Memory-efficient Sketch Acceleration for Handling Large Network Flows on FPGAs
Zhaoyang Han, Yicheng Qian, Michael Zink, Miriam Leeser
TL;DR
This work tackles memory bottlenecks in Count-Min Sketch implementations on FPGA-based NICs for large-volume network traffic. It introduces HBRICK, a hardware-friendly, variable-width counter design that extends the CM sketch by supporting larger hash tables with reduced overestimation, implemented via a P4 front end and HLS compute kernels and validated on an AMD Alveo U280 at line-rate on a 100 Gbps link.
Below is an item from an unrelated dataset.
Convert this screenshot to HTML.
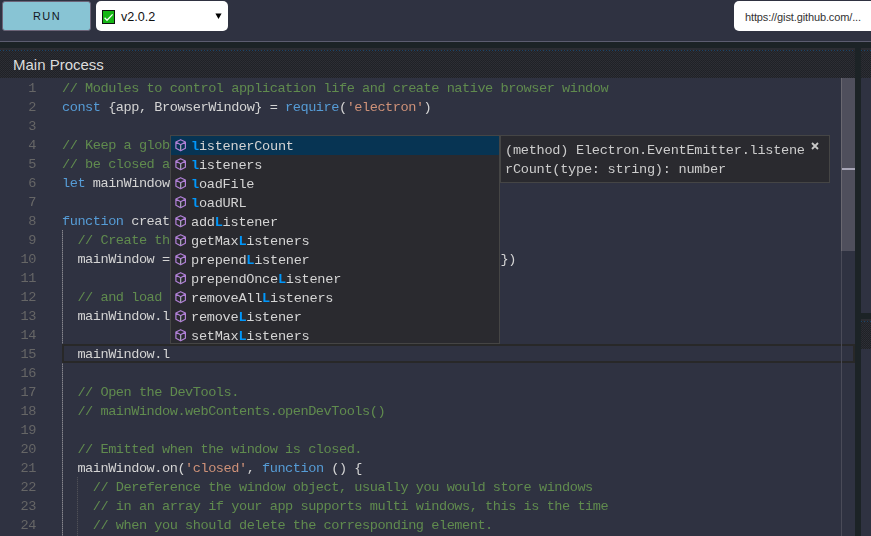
<!DOCTYPE html>
<html><head><meta charset="utf-8">
<style>
*{box-sizing:border-box;}
html,body{margin:0;padding:0;width:871px;height:536px;overflow:hidden;background:#1c2326;}
body{position:relative;font-family:"Liberation Sans",sans-serif;}
.abs{position:absolute;}
#top{left:0;top:0;width:871px;height:41px;background:#2f3241;}
#topline{left:0;top:41px;width:871px;height:1px;background:#5c5d70;}
#run{left:2px;top:1px;width:89px;height:30px;background:#88c4d4;border:1px solid #6c6478;border-radius:3px;
  color:#15171f;font-size:11px;letter-spacing:1.35px;text-align:center;line-height:29px;padding-left:1px;}
#sel{left:96px;top:1px;width:132px;height:30px;background:#fff;border-radius:5px;}
#chk{left:6px;top:9px;width:13px;height:14px;background:#16b716;border:1px solid #111;}
#ver{left:25px;top:1px;line-height:30px;font-size:12.6px;color:#111;}
#arrow{left:119px;top:12px;}
#url{left:734px;top:1px;width:150px;height:30px;background:#fff;border-radius:5px;}
#urltxt{left:11px;top:1px;line-height:30px;font-size:11px;color:#333;letter-spacing:-0.12px;}
.hdr{background-color:#2c2d33;background-image:linear-gradient(#2c2d33,#2c2d33),repeating-linear-gradient(90deg,#1a4468 0 1px,transparent 1px 3px),conic-gradient(#1f2126 0 25%,#2d2f36 0 50%,#202227 0 75%,#2b2c32 0);background-size:100% 2px,100% 1px,2px 2px;background-position:0 0,0 2px,0 0;background-repeat:no-repeat,no-repeat,repeat;}
.ed{background:#2f3241;}
#lhdr{left:0;top:48px;width:855px;height:30px;}
#lhdrtxt{left:13px;top:2px;line-height:30px;font-size:15px;color:#dcdcdc;}
#led{left:0;top:78px;width:855px;height:458px;overflow:hidden;will-change:transform;}
#rhdr1{left:861px;top:48px;width:10px;height:30px;}
#red1{left:861px;top:78px;width:10px;height:235px;}
#rhdr2{left:861px;top:319px;width:10px;height:30px;}
#red2{left:861px;top:349px;width:10px;height:187px;}
.ln{position:absolute;left:0;width:36px;text-align:right;height:19px;line-height:19px;color:#666666;}
.cl{position:absolute;left:62px;height:19px;line-height:19px;white-space:pre;color:#d4d4d4;}
.mono{font-family:"Liberation Mono",monospace;font-size:13.6px;letter-spacing:-0.465px;}
.c{color:#608b4e;} .n{color:#b5cea8;} .k{color:#569cd6;} .s{color:#ce9178;}
.guide{position:absolute;width:1px;background:#6a6b73;}
#cur{left:62px;top:266px;width:793px;height:19px;border:2px solid #282828;}
#scroll{left:842px;top:0;width:13px;height:173px;background:#4f4f5c;}
#mark{left:842px;top:90px;width:13px;height:2px;background:#a8a6b8;}
#ruler{left:841px;top:0;width:1px;height:458px;background:#4a4b58;}
#ruler2{left:841px;top:0;width:1px;height:173px;background:#6a6870;}
#sugg{left:170px;top:57px;width:330px;height:209px;background:#2a2a2f;border:1px solid #454545;overflow:hidden;}
.sr{position:absolute;left:0;width:328px;height:19px;line-height:19px;}
.sr.sel{background:#073453;}
.sr .t{position:absolute;left:20px;top:1px;letter-spacing:-0.26px;white-space:pre;color:#d4d4d4;}
.sr .h{color:#0097fb;font-weight:bold;}
.sr svg{position:absolute;left:0;top:0;}
#det{left:500px;top:57px;width:330px;height:48px;background:#2a2a2f;border:1px solid #454545;}
#det .t{position:absolute;left:4px;white-space:pre;color:#cccccc;line-height:19px;letter-spacing:-0.27px;}
#close{left:310px;top:6px;width:8px;height:8px;}
</style></head><body>
<div id="top" class="abs"></div>
<div id="topline" class="abs"></div>
<div id="run" class="abs">RUN</div>
<div id="sel" class="abs"><div id="chk" class="abs"><svg width="11" height="12" style="position:absolute;left:0;top:0"><path d="M1.6 6.8 L4 9.2 L9.6 3.4" fill="none" stroke="#f4fff4" stroke-width="1.3"/></svg></div><div id="ver" class="abs">v2.0.2</div><svg id="arrow" class="abs" width="10" height="10"><path d="M0.4 0.4 H6.6 L3.5 6 Z" fill="#000"/></svg></div>
<div id="url" class="abs"><div id="urltxt" class="abs">https://gist.github.com/...</div></div>

<div id="lhdr" class="abs hdr"><div id="lhdrtxt" class="abs">Main Process</div></div>
<div id="rhdr1" class="abs hdr"></div>
<div id="red1" class="abs ed"></div>
<div id="rhdr2" class="abs hdr"></div>
<div id="red2" class="abs ed"></div>

<div id="led" class="abs ed mono">
<div class="ln" style="top:1px">1</div>
<div class="ln" style="top:20px">2</div>
<div class="ln" style="top:39px">3</div>
<div class="ln" style="top:58px">4</div>
<div class="ln" style="top:77px">5</div>
<div class="ln" style="top:96px">6</div>
<div class="ln" style="top:115px">7</div>
<div class="ln" style="top:134px">8</div>
<div class="ln" style="top:153px">9</div>
<div class="ln" style="top:172px">10</div>
<div class="ln" style="top:191px">11</div>
<div class="ln" style="top:210px">12</div>
<div class="ln" style="top:229px">13</div>
<div class="ln" style="top:248px">14</div>
<div class="ln" style="top:267px">15</div>
<div class="ln" style="top:286px">16</div>
<div class="ln" style="top:305px">17</div>
<div class="ln" style="top:324px">18</div>
<div class="ln" style="top:343px">19</div>
<div class="ln" style="top:362px">20</div>
<div class="ln" style="top:381px">21</div>
<div class="ln" style="top:400px">22</div>
<div class="ln" style="top:419px">23</div>
<div class="ln" style="top:438px">24</div>
<div class="ln" style="top:457px">25</div>
<div class="guide" style="left:62px;top:152px;height:306px;background:repeating-linear-gradient(#84848c 0 1px,#5c5d66 1px 2px)"></div>
<div class="guide" style="left:77px;top:399px;height:59px;background:repeating-linear-gradient(#4e4f58 0 1px,#383a44 1px 2px)"></div>
<div id="cur" class="abs"></div>
<div class="cl" style="top:1px"><span class="c">// Modules to control application life and create native browser window</span></div>
<div class="cl" style="top:20px"><span class="k">const</span> {app, BrowserWindow} = <span class="k">require</span>(<span class="s">&#x27;electron&#x27;</span>)</div>
<div class="cl" style="top:39px"></div>
<div class="cl" style="top:58px"><span class="c">// Keep a global reference of the window object, if you don&#x27;t, the window will</span></div>
<div class="cl" style="top:77px"><span class="c">// be closed automatically when the JavaScript object is garbage collected.</span></div>
<div class="cl" style="top:96px"><span class="k">let</span> mainWindow</div>
<div class="cl" style="top:115px"></div>
<div class="cl" style="top:134px"><span class="k">function</span> createWindow () {</div>
<div class="cl" style="top:153px">  <span class="c">// Create the browser window.</span></div>
<div class="cl" style="top:172px">  mainWindow = <span class="k">new</span> BrowserWindow({width: <span class="n">800</span>, height: <span class="n">600</span>})</div>
<div class="cl" style="top:191px"></div>
<div class="cl" style="top:210px">  <span class="c">// and load the index.html of the app.</span></div>
<div class="cl" style="top:229px">  mainWindow.loadFile(<span class="s">&#x27;index.html&#x27;</span>)</div>
<div class="cl" style="top:248px"></div>
<div class="cl" style="top:267px">  mainWindow.l</div>
<div class="cl" style="top:286px"></div>
<div class="cl" style="top:305px">  <span class="c">// Open the DevTools.</span></div>
<div class="cl" style="top:324px">  <span class="c">// mainWindow.webContents.openDevTools()</span></div>
<div class="cl" style="top:343px"></div>
<div class="cl" style="top:362px">  <span class="c">// Emitted when the window is closed.</span></div>
<div class="cl" style="top:381px">  mainWindow.on(<span class="s">&#x27;closed&#x27;</span>, <span class="k">function</span> () {</div>
<div class="cl" style="top:400px">    <span class="c">// Dereference the window object, usually you would store windows</span></div>
<div class="cl" style="top:419px">    <span class="c">// in an array if your app supports multi windows, this is the time</span></div>
<div class="cl" style="top:438px">    <span class="c">// when you should delete the corresponding element.</span></div>
<div class="cl" style="top:457px">    mainWindow = <span class="k">null</span></div>
<div id="ruler" class="abs"></div>
<div id="scroll" class="abs"></div>
<div id="ruler2" class="abs"></div>
<div id="mark" class="abs"></div>
<div id="sugg" class="abs">
<div class="sr sel" style="top:0px"><svg width="20" height="19" viewBox="0 0 20 19"><path d="M9.65 8.7 V14.8" stroke="#a4a4b4" stroke-width="1.3" fill="none"/><path d="M9.65 3.7 L14.4 6 V12.3 L9.65 14.8 L4.9 12.3 V6 Z M4.9 6 L9.65 8.7 L14.4 6" fill="none" stroke="#b180d7" stroke-width="1.2" stroke-linejoin="round"/></svg><div class="t"><span class="h">l</span>istenerCount</div></div>
<div class="sr" style="top:19px"><svg width="20" height="19" viewBox="0 0 20 19"><path d="M9.65 8.7 V14.8" stroke="#a4a4b4" stroke-width="1.3" fill="none"/><path d="M9.65 3.7 L14.4 6 V12.3 L9.65 14.8 L4.9 12.3 V6 Z M4.9 6 L9.65 8.7 L14.4 6" fill="none" stroke="#b180d7" stroke-width="1.2" stroke-linejoin="round"/></svg><div class="t"><span class="h">l</span>isteners</div></div>
<div class="sr" style="top:38px"><svg width="20" height="19" viewBox="0 0 20 19"><path d="M9.65 8.7 V14.8" stroke="#a4a4b4" stroke-width="1.3" fill="none"/><path d="M9.65 3.7 L14.4 6 V12.3 L9.65 14.8 L4.9 12.3 V6 Z M4.9 6 L9.65 8.7 L14.4 6" fill="none" stroke="#b180d7" stroke-width="1.2" stroke-linejoin="round"/></svg><div class="t"><span class="h">l</span>oadFile</div></div>
<div class="sr" style="top:57px"><svg width="20" height="19" viewBox="0 0 20 19"><path d="M9.65 8.7 V14.8" stroke="#a4a4b4" stroke-width="1.3" fill="none"/><path d="M9.65 3.7 L14.4 6 V12.3 L9.65 14.8 L4.9 12.3 V6 Z M4.9 6 L9.65 8.7 L14.4 6" fill="none" stroke="#b180d7" stroke-width="1.2" stroke-linejoin="round"/></svg><div class="t"><span class="h">l</span>oadURL</div></div>
<div class="sr" style="top:76px"><svg width="20" height="19" viewBox="0 0 20 19"><path d="M9.65 8.7 V14.8" stroke="#a4a4b4" stroke-width="1.3" fill="none"/><path d="M9.65 3.7 L14.4 6 V12.3 L9.65 14.8 L4.9 12.3 V6 Z M4.9 6 L9.65 8.7 L14.4 6" fill="none" stroke="#b180d7" stroke-width="1.2" stroke-linejoin="round"/></svg><div class="t">add<span class="h">L</span>istener</div></div>
<div class="sr" style="top:95px"><svg width="20" height="19" viewBox="0 0 20 19"><path d="M9.65 8.7 V14.8" stroke="#a4a4b4" stroke-width="1.3" fill="none"/><path d="M9.65 3.7 L14.4 6 V12.3 L9.65 14.8 L4.9 12.3 V6 Z M4.9 6 L9.65 8.7 L14.4 6" fill="none" stroke="#b180d7" stroke-width="1.2" stroke-linejoin="round"/></svg><div class="t">getMax<span class="h">L</span>isteners</div></div>
<div class="sr" style="top:114px"><svg width="20" height="19" viewBox="0 0 20 19"><path d="M9.65 8.7 V14.8" stroke="#a4a4b4" stroke-width="1.3" fill="none"/><path d="M9.65 3.7 L14.4 6 V12.3 L9.65 14.8 L4.9 12.3 V6 Z M4.9 6 L9.65 8.7 L14.4 6" fill="none" stroke="#b180d7" stroke-width="1.2" stroke-linejoin="round"/></svg><div class="t">prepend<span class="h">L</span>istener</div></div>
<div class="sr" style="top:133px"><svg width="20" height="19" viewBox="0 0 20 19"><path d="M9.65 8.7 V14.8" stroke="#a4a4b4" stroke-width="1.3" fill="none"/><path d="M9.65 3.7 L14.4 6 V12.3 L9.65 14.8 L4.9 12.3 V6 Z M4.9 6 L9.65 8.7 L14.4 6" fill="none" stroke="#b180d7" stroke-width="1.2" stroke-linejoin="round"/></svg><div class="t">prependOnce<span class="h">L</span>istener</div></div>
<div class="sr" style="top:152px"><svg width="20" height="19" viewBox="0 0 20 19"><path d="M9.65 8.7 V14.8" stroke="#a4a4b4" stroke-width="1.3" fill="none"/><path d="M9.65 3.7 L14.4 6 V12.3 L9.65 14.8 L4.9 12.3 V6 Z M4.9 6 L9.65 8.7 L14.4 6" fill="none" stroke="#b180d7" stroke-width="1.2" stroke-linejoin="round"/></svg><div class="t">removeAll<span class="h">L</span>isteners</div></div>
<div class="sr" style="top:171px"><svg width="20" height="19" viewBox="0 0 20 19"><path d="M9.65 8.7 V14.8" stroke="#a4a4b4" stroke-width="1.3" fill="none"/><path d="M9.65 3.7 L14.4 6 V12.3 L9.65 14.8 L4.9 12.3 V6 Z M4.9 6 L9.65 8.7 L14.4 6" fill="none" stroke="#b180d7" stroke-width="1.2" stroke-linejoin="round"/></svg><div class="t">remove<span class="h">L</span>istener</div></div>
<div class="sr" style="top:190px"><svg width="20" height="19" viewBox="0 0 20 19"><path d="M9.65 8.7 V14.8" stroke="#a4a4b4" stroke-width="1.3" fill="none"/><path d="M9.65 3.7 L14.4 6 V12.3 L9.65 14.8 L4.9 12.3 V6 Z M4.9 6 L9.65 8.7 L14.4 6" fill="none" stroke="#b180d7" stroke-width="1.2" stroke-linejoin="round"/></svg><div class="t">setMax<span class="h">L</span>isteners</div></div>
</div>
<div id="det" class="abs"><div class="t" style="top:5px">(method) Electron.EventEmitter.listene</div><div class="t" style="top:24px">rCount(type: string): number</div><svg id="close" class="abs" width="8" height="8"><path d="M1 1 L7 7 M7 1 L1 7" stroke="#c8c8c8" stroke-width="1.8"/></svg></div>
</div>
</body></html>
Key contributions include the hardware-friendly multi-level counter design, parallel indexing with a fixed-latency update path, data packing for optional levels, and an overflow store with an associative memory, all integrated into an end-to-end P4+HLS workflow on the Open Cloud Testbed. Experimental results show improved BRAM efficiency, competitive throughput (real-time ~92 Gbps; theoretical ~195 Gbps for 64-byte packets), and favorable accuracy on skewed traffic, establishing a practical path for scalable in-network analytics on FPGA NICs.
Abstract
Sketch-based algorithms for network traffic monitoring have drawn increasing interest in recent years due to their sub-linear memory efficiency and high accuracy. As the volume of network traffic grows, software-based sketch implementations cannot match the throughput of the incoming network flows. FPGA-based hardware sketch has shown better performance compared to software running on a CPU when handling these packets. Among the various sketch algorithms, Count-min sketch is one of the most popular and efficient. However, due to the limited amount of on-chip memory, the FPGA-based count-Min sketch accelerator suffers from performance drops as network traffic grows. In this work, we propose a hardware-friendly architecture with a variable width memory counter for count-min sketch. Our architecture provides a more compact design to store the sketch data structure effectively, allowing us to support larger hash tables and reduce overestimation errors. The design makes use of a P4-based programmable data plane and the AMD OpenNIC shell. The design is implemented and verified on the Open Cloud Testbed running on AMD Alveo U280s and can keep up with the 100 Gbit link speed.